Beach does not know whether medieval fish were tagged. He does not know whether Frederick II had a fish pond. He does not know whether in 1497 an abnormally large fish was caught in Swabia. He does know that there is good evidence for decade-old carp and more difficult but not impossible claims that carp can make it to a hundred. He also knows that there are a series of stories about animals being discovered with messages on them proving their great age: there are several, for example, involving tortoises.

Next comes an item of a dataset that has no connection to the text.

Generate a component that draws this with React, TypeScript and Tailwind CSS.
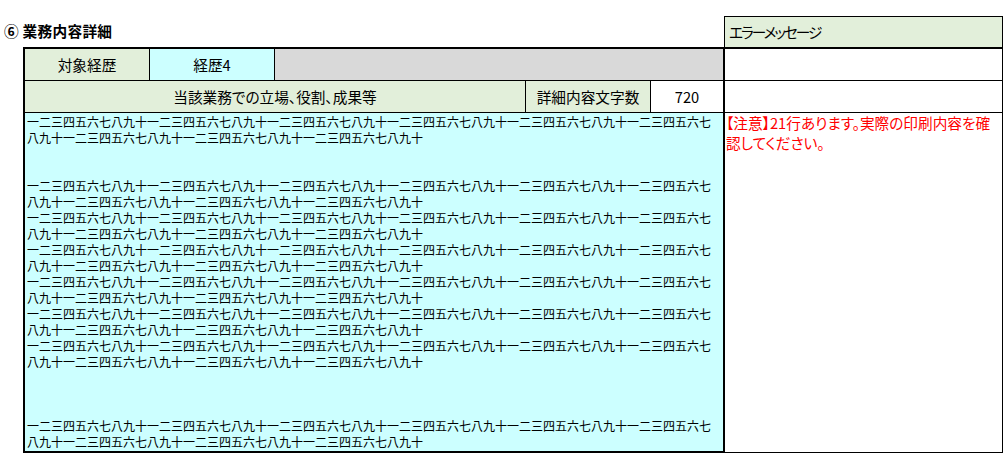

It would be interesting to find the source for this tale: Cohausen does not, shall we say, inspire confidence. His source, if this is not just a bar-room tale, might be another matter… Can anyone help with the German or Latin text behind Cohausen? drbeachcombing AT yahoo DOT com
Gary V, Jan 30 2017: Gary writes in after reading the German version of Wikipedia. ‘It wasn’t a carp, it was a pike, and it wasn’t in Suabia, it was in Kaiserslautern (or maybe Heilbronn). [Beach might add that it was in Greek not Latin!] The coat of arms of the city of Kaiserslautern has the pike right there, so the story must be true. On the other hand, wikipedia says that the itinerary of Frederick II is well known, and he wasn’t in Germany between 1220 and 1234. Conrad Gessner mentions the story (he favored Heilbronn), and Baron Cuvier wrote a seven-page article denouncing the story. Lots more detail in the wikipedia article. Lots of fun for all from the renaissance on.’
Reading this page [Beach writes now] there seem to have been a series of these fishy legends. One did involve a carp and was recorded by the Brothers Grimm. There were two carp in fact and Frederick put gold chains around both.
Here, meanwhile, is the fish ring and the Greek inscription.
Here is the fishy scutcheon: was the legend, in the end, an attempt to explain this design?
Bruce T, 23 Feb 2017: The trout with golden ring seems to be a common motif in European folklore. The famed Trappist Monastery of Orval in Belgium uses the trout and the ring on the label of its ales and cheeses in honor of a legendary Medieval benefactress. Orval’s ale is my favorite beer. It’s often tempted me to take up holy orders.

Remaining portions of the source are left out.